Hi @volderette this is a good question. I have also seen those errors before, but I had not yet paid them enough attention.

Our BigQuery loader does have some retrying logic. If you like looking at code, then it is implemented on these lines and it is configured here. Basically, the loader invites the underlying 3rd party bigquery client library to handle all retries, up to a certain time limit.

However… now that I’ve looked at it more deeply, it seems our current retry settings only affect failed API methods, which is not quite the same thing as retrying failed BigQuery jobs. I found it explained a bit in this comment in Github.

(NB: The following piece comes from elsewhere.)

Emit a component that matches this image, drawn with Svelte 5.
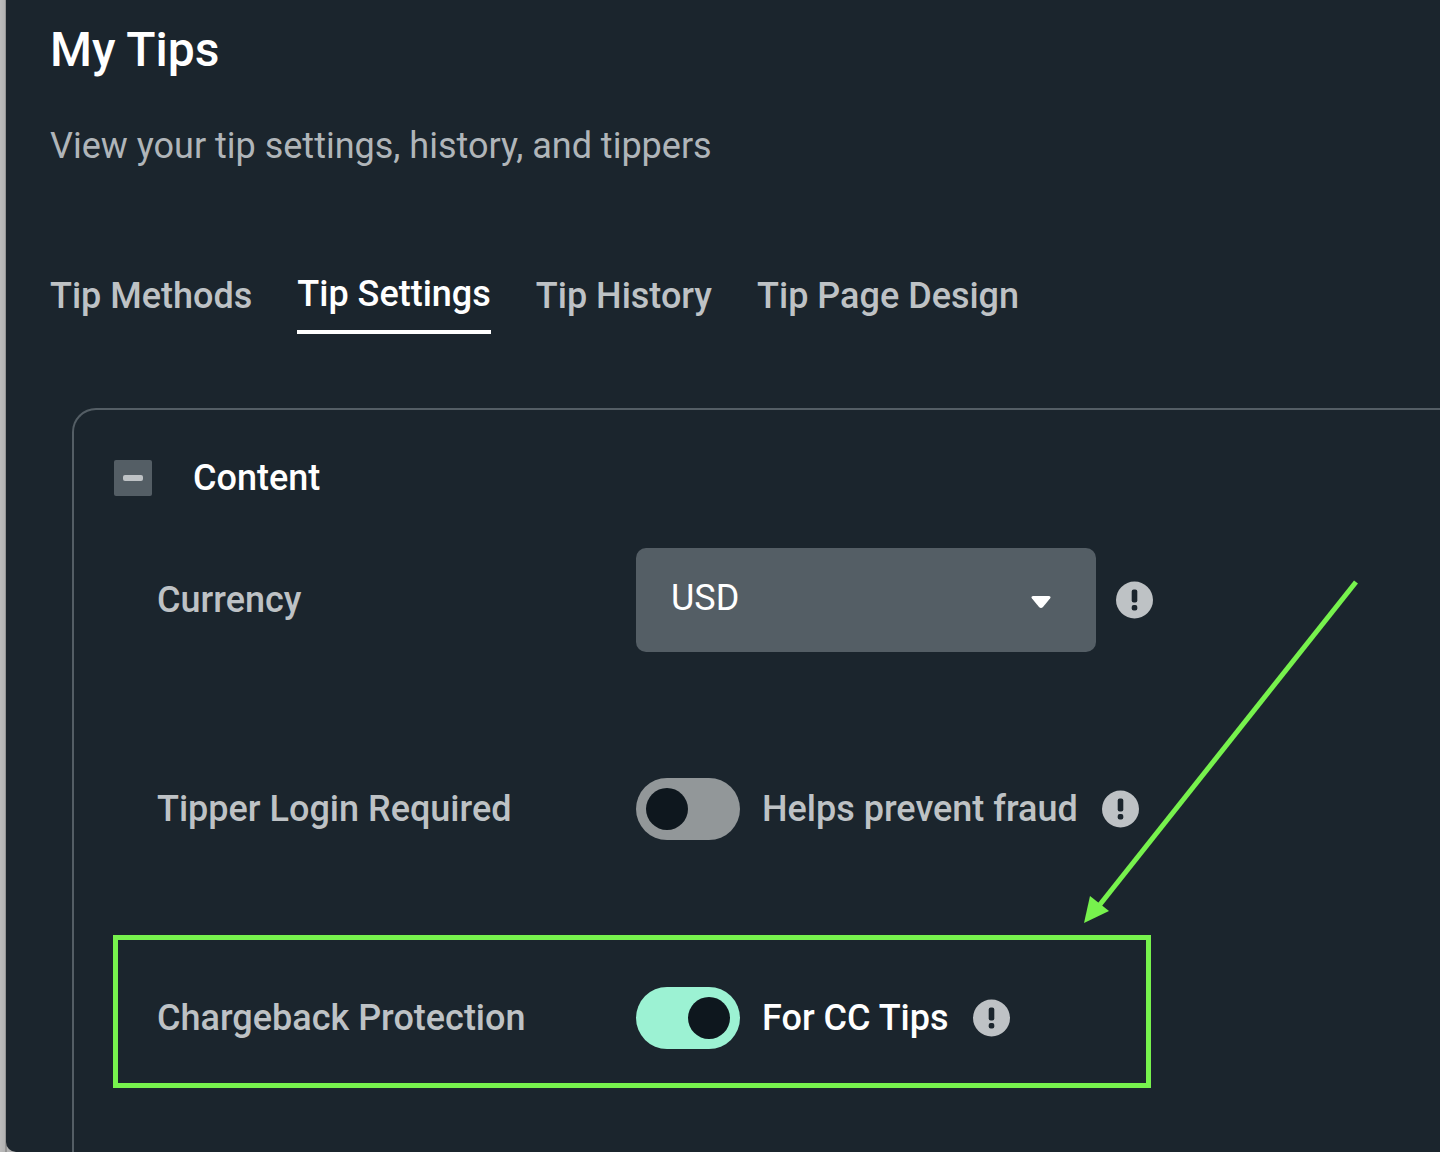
<script>
  const tabs = ['Tip Methods', 'Tip Settings', 'Tip History', 'Tip Page Design'];
  let active = $state('Tip Settings');
  let open = $state(true);
  let currency = $state('USD');
  let loginRequired = $state(false);
  let chargeback = $state(true);
</script>

{#snippet info(label)}
  <button class="info" type="button" aria-label={label}>
    <svg viewBox="0 0 38 38" aria-hidden="true">
      <circle cx="18.500" cy="19" r="18.500" fill="#bec2c5" />
      <rect x="15.700" y="8.500" width="5.600" height="13" rx="2" fill="#1b252d" />
      <rect x="15.700" y="24" width="5.600" height="5.600" rx="2" fill="#1b252d" />
    </svg>
  </button>
{/snippet}

<div class="window">
  <main>
    <h1>My Tips</h1>
    <p class="subtitle">View your tip settings, history, and tippers</p>

    <nav class="tabs" aria-label="Tips">
      {#each tabs as tab}
        <button
          type="button"
          class="tab"
          class:active={active === tab}
          aria-current={active === tab ? 'page' : undefined}
          onclick={() => (active = tab)}>{tab}</button>
      {/each}
    </nav>

    <section class="card">
      <header>
        <button class="collapse" type="button" aria-label="Toggle content" aria-expanded={open} onclick={() => (open = !open)}>
          <span class="dash"></span>
        </button>
        <h2>Content</h2>
      </header>

      {#if open}
        <div class="rows">
          <div class="row">
            <label class="name" for="currency">Currency</label>
            <div class="select">
              <select id="currency" bind:value={currency}>
                <option>USD</option>
                <option>EUR</option>
                <option>GBP</option>
              </select>
              <svg class="caret" viewBox="0 0 20 14" aria-hidden="true">
                <path d="M2 1H18Q20.500 1.500 19 3.500L12 12Q10 14 8 12L1 3.500Q-0.500 1.500 2 1Z" fill="#fff" />
              </svg>
            </div>
            {@render info('About currency')}
          </div>

          <div class="row">
            <label class="name" for="login">Tipper Login Required</label>
            <input id="login" class="switch" type="checkbox" bind:checked={loginRequired} />
            <span class="hint">Helps prevent fraud</span>
            {@render info('About tipper login')}
          </div>

          <div class="row callout">
            <label class="name" for="chargeback">Chargeback Protection</label>
            <input id="chargeback" class="switch" type="checkbox" bind:checked={chargeback} />
            <span class="hint" class:on={chargeback}>For CC Tips</span>
            {@render info('About chargeback protection')}
            <div class="frame"></div>
            <svg class="arrow" viewBox="0 0 276 344" aria-hidden="true">
              <path d="M272 2L14 327" stroke="#77f24d" stroke-width="5" fill="none" />
              <path d="M0 343L6 316L25 331Z" fill="#77f24d" />
            </svg>
          </div>
        </div>
      {/if}
    </section>
  </main>
</div>

<style>
  :global(body) {
    margin: 0;
    background: #b9b9b9;
    overflow-x: hidden;
  }
  .window {
    display: flex;
    box-sizing: border-box;
    min-height: 100vh;
    padding-left: 6px;
    background: linear-gradient(to right, #bcbcbc, #b2b2b2 5px, #777 6px, #b2b2b2 7px);
    font-family: Roboto, 'Liberation Sans', sans-serif;
    font-size: 36px;
    line-height: 48px;
    color: #bec2c5;
  }
  main {
    display: flex;
    flex: 1;
    flex-direction: column;
    min-width: 0;
    padding: 22px 0 0 44px;
    background: #1b252d;
    border-bottom-left-radius: 10px;
  }
  h1, h2, p {
    margin: 0;
  }
  h1 {
    font-size: 48px;
    line-height: 56px;
    font-weight: 500;
    color: #fff;
  }
  .subtitle {
    margin-top: 44px;
    color: #b0b5b9;
  }
  button {
    padding: 0;
    border: 0;
    background: none;
    font: inherit;
    color: inherit;
    cursor: pointer;
  }
  .tabs {
    display: flex;
    align-items: flex-start;
    gap: 45px;
    height: 64px;
    margin-top: 100px;
  }
  .tab {
    font-weight: 500;
    line-height: 52px;
    white-space: nowrap;
  }
  .tab.active {
    padding-bottom: 12px;
    border-bottom: 4px solid #fff;
    line-height: 48px;
    color: #fff;
  }
  .card {
    flex: 1;
    margin: 74px 0 0 22px;
    padding: 44px 0 32px 40px;
    border: 2px solid #545e65;
    border-width: 2px 0 0 2px;
    border-top-left-radius: 24px;
  }
  header {
    display: flex;
    align-items: center;
    gap: 41px;
  }
  .collapse {
    display: grid;
    place-items: center;
    width: 38px;
    height: 36px;
    border-radius: 2px;
    background: #545e65;
  }
  .dash {
    width: 20px;
    height: 6px;
    border-radius: 2px;
    background: #bec2c5;
  }
  h2 {
    font-size: 36px;
    font-weight: 500;
    color: #fff;
  }
  .rows {
    display: grid;
    gap: 105px;
    margin: 46px 0 0 43px;
  }
  .row {
    display: flex;
    align-items: center;
    height: 104px;
  }
  .name {
    flex: none;
    width: 479px;
    font-weight: 500;
  }
  .select {
    position: relative;
    width: 460px;
    height: 104px;
  }
  select {
    appearance: none;
    width: 100%;
    height: 100%;
    padding: 0 64px 4px 35px;
    border: 0;
    border-radius: 10px;
    background: #545e65;
    font: inherit;
    color: #fff;
  }
  .caret {
    position: absolute;
    top: 47px;
    right: 45px;
    width: 20px;
    height: 14px;
    pointer-events: none;
  }
  .info {
    flex: none;
    width: 38px;
    height: 38px;
    margin-left: 20px;
  }
  .info svg {
    display: block;
  }
  .switch {
    appearance: none;
    flex: none;
    box-sizing: border-box;
    width: 104px;
    height: 62px;
    margin: 0;
    padding: 10px;
    border-radius: 31px;
    background: #929799;
  }
  .switch::before {
    content: '';
    display: block;
    width: 42px;
    height: 42px;
    border-radius: 50%;
    background: #0e171e;
  }
  .switch:checked {
    background: #9cf2d3;
  }
  .switch:checked::before {
    margin-left: auto;
  }
  .hint {
    margin: 0 4px 0 22px;
    font-weight: 500;
  }
  .hint.on {
    color: #fff;
  }
  .callout {
    position: relative;
  }
  .frame {
    position: absolute;
    top: -31px;
    left: -44px;
    box-sizing: border-box;
    width: 1038px;
    height: 153px;
    border: 5px solid #77f24d;
    pointer-events: none;
  }
  .arrow {
    position: absolute;
    bottom: 146px;
    left: 927px;
    width: 276px;
    height: 344px;
    pointer-events: none;
  }
</style>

So – I think we (snowplow maintainers) can do a better job of making the loader retry on this type of failure. And I think it will be a nice improvement to the loader, which will benefit many Snowplow users.

I will open an issue in Github, and then try to get a fix out in the next release. Thank you for bringing this to my attention.

3 Likes

Thank you for the great explanation and the addition of the ticket to Github @istreeter!